▸ PROBLEM DESCRIPTION: In the listing below, find every line with the string "index" and pull it out.

----

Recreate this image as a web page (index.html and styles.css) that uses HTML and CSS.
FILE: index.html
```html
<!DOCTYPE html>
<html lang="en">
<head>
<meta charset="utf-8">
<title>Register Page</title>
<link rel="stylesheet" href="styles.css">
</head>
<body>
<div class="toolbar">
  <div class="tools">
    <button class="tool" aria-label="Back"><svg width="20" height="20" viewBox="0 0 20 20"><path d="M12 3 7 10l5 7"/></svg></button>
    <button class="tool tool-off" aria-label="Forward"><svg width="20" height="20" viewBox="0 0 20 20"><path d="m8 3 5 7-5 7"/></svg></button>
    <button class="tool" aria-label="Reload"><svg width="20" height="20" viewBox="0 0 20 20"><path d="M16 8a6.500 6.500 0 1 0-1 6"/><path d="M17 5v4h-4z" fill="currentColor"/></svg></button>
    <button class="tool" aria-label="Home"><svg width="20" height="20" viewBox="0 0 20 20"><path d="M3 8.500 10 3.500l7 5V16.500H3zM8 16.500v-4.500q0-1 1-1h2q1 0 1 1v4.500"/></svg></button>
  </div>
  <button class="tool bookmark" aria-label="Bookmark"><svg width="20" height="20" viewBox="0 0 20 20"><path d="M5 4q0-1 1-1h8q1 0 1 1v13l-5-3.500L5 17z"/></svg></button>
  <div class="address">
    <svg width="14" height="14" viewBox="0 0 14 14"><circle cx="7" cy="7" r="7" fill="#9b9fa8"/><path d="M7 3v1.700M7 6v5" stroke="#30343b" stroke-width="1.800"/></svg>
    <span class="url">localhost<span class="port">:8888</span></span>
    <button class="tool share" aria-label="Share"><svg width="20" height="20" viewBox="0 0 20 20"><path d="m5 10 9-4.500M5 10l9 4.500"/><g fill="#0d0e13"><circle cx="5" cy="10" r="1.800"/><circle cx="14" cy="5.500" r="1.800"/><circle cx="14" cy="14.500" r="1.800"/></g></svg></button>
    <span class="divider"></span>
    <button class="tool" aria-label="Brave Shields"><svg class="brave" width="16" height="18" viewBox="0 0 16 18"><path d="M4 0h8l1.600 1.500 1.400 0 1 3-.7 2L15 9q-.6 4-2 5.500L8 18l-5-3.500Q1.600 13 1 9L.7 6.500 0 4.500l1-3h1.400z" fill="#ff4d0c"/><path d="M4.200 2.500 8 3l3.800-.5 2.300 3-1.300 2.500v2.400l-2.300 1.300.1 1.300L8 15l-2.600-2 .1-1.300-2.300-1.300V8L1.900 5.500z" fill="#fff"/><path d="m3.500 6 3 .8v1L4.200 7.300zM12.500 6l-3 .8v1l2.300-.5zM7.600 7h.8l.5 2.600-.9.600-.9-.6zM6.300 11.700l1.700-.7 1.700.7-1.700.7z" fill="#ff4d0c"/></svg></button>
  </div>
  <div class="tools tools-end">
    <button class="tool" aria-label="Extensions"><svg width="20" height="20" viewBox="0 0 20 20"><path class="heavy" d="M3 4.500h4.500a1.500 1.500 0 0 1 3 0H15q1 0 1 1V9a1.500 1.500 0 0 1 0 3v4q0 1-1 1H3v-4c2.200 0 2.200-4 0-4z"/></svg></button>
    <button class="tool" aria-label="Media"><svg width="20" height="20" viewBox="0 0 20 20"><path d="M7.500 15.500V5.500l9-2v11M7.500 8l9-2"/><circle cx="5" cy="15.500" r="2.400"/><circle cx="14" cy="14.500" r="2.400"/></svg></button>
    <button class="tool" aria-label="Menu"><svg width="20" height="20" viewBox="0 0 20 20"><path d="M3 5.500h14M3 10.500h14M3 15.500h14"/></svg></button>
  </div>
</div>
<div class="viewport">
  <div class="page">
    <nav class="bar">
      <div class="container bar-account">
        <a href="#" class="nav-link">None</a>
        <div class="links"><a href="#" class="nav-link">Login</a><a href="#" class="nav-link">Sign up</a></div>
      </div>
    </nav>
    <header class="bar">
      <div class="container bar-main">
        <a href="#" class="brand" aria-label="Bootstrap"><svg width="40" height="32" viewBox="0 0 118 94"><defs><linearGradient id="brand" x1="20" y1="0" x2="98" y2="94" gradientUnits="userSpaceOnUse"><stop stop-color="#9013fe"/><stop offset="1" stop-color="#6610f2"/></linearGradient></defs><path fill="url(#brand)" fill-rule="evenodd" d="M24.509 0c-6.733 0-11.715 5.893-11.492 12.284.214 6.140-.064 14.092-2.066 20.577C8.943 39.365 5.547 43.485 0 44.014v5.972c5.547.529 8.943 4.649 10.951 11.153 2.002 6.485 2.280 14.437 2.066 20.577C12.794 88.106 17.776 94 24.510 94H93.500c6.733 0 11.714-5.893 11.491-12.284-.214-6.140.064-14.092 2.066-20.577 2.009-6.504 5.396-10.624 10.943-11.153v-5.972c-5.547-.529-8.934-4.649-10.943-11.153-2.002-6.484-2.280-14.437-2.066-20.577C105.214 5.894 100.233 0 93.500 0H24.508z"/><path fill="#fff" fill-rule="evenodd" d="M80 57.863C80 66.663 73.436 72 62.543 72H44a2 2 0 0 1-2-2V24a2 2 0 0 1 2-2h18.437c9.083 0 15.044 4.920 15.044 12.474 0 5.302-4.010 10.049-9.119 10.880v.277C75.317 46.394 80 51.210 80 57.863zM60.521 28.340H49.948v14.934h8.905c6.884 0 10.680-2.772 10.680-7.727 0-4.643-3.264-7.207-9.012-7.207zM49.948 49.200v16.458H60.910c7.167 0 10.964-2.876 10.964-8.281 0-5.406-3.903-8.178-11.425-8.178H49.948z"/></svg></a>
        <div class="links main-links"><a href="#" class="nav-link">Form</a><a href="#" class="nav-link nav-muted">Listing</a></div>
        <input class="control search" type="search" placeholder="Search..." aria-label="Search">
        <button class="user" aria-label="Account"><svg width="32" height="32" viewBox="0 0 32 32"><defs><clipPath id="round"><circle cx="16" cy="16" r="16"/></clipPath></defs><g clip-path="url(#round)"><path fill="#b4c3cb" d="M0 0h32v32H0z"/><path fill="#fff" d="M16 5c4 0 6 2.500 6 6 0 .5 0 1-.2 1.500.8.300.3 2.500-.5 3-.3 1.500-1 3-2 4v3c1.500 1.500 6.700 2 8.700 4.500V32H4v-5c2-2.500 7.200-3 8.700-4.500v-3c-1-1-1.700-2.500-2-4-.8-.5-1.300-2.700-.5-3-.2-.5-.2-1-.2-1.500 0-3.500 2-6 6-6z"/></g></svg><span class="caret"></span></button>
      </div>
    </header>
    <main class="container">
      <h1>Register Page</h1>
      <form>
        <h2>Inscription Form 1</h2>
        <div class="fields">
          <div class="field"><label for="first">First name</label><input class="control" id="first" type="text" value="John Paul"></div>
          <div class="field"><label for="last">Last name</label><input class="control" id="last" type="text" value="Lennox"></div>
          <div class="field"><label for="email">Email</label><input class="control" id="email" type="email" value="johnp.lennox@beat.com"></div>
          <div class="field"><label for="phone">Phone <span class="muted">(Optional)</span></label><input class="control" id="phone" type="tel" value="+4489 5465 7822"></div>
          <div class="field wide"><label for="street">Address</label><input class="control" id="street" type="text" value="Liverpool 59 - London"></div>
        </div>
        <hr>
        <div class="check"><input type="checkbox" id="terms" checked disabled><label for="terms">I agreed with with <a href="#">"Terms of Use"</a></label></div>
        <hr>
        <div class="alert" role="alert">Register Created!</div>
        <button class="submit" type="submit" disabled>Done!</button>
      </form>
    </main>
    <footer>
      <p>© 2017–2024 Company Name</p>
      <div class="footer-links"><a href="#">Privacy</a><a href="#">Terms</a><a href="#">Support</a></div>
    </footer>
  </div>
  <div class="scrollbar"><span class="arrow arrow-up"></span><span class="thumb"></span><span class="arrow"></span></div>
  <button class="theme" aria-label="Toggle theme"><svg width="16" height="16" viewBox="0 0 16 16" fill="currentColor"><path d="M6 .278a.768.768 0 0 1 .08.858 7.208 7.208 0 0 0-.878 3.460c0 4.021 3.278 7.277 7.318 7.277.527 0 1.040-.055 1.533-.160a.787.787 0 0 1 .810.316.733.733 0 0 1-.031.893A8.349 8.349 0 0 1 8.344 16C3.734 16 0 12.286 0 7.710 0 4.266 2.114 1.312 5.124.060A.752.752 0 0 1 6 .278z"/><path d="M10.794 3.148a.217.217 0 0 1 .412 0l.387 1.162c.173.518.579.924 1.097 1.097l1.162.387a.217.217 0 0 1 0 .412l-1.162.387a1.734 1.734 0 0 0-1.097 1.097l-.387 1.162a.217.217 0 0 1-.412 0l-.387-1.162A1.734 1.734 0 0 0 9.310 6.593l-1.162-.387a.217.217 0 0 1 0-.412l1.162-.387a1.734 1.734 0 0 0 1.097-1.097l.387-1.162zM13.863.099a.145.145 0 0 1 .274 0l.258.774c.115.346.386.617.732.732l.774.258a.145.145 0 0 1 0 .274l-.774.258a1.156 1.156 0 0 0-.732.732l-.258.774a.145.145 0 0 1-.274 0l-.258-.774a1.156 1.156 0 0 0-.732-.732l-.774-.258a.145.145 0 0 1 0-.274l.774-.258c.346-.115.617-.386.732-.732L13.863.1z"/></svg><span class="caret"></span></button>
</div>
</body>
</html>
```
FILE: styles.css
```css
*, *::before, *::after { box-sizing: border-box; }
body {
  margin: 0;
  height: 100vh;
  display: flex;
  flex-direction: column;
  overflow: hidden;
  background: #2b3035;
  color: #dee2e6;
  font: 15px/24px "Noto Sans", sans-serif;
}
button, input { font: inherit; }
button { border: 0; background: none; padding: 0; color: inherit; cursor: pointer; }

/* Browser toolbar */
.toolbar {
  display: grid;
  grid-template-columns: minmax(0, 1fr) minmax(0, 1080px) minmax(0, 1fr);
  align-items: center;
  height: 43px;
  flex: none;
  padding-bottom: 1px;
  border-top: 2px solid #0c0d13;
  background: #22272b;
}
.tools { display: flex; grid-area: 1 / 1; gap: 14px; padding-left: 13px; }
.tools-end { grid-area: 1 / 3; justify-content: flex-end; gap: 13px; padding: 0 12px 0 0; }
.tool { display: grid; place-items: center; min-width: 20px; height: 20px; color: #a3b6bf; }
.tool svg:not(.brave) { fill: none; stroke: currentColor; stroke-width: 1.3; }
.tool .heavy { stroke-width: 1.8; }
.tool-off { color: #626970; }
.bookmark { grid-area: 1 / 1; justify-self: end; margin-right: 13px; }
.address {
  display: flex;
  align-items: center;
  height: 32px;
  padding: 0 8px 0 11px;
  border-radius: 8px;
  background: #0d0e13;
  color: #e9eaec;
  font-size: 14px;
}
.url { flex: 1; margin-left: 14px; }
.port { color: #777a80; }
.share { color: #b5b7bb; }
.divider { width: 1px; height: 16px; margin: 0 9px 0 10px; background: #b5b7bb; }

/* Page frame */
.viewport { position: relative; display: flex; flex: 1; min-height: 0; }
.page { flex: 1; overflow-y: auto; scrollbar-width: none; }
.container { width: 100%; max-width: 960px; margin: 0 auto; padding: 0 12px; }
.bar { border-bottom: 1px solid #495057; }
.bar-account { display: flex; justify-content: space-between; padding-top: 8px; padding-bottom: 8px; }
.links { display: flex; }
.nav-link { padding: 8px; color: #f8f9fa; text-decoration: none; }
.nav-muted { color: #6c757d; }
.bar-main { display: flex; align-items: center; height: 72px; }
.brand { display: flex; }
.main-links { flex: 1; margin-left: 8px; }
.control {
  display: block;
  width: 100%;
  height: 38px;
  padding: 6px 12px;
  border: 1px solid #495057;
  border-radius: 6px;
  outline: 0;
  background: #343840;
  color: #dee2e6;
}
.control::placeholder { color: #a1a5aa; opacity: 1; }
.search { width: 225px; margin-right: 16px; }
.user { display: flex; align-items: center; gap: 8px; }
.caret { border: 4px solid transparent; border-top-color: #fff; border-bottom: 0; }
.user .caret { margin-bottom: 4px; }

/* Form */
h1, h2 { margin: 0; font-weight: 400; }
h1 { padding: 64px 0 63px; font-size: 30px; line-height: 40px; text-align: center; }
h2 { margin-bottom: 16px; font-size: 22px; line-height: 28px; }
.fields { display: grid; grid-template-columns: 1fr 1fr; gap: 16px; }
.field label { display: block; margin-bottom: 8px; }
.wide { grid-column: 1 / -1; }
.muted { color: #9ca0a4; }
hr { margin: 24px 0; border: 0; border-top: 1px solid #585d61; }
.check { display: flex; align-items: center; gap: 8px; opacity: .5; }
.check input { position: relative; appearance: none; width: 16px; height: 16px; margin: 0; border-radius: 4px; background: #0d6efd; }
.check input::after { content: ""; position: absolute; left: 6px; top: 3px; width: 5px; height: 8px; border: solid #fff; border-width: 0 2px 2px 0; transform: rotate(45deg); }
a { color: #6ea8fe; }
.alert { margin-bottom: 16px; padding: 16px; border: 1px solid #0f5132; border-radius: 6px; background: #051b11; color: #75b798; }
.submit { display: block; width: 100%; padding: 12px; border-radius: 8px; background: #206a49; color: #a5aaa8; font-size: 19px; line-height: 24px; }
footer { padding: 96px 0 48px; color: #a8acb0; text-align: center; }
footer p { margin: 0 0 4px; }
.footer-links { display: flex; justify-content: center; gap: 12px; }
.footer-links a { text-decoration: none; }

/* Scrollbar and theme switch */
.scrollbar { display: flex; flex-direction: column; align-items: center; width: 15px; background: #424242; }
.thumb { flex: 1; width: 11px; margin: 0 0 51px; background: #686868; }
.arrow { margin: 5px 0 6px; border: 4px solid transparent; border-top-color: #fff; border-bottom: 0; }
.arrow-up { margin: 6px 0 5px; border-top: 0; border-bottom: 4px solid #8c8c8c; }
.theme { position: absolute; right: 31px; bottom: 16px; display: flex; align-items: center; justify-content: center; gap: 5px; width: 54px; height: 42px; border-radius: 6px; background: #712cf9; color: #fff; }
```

----

▸ SOLUTION TO THIS TASK:
Recreate this image as a web page (index.html and styles.css) that uses HTML and CSS.
FILE: index.html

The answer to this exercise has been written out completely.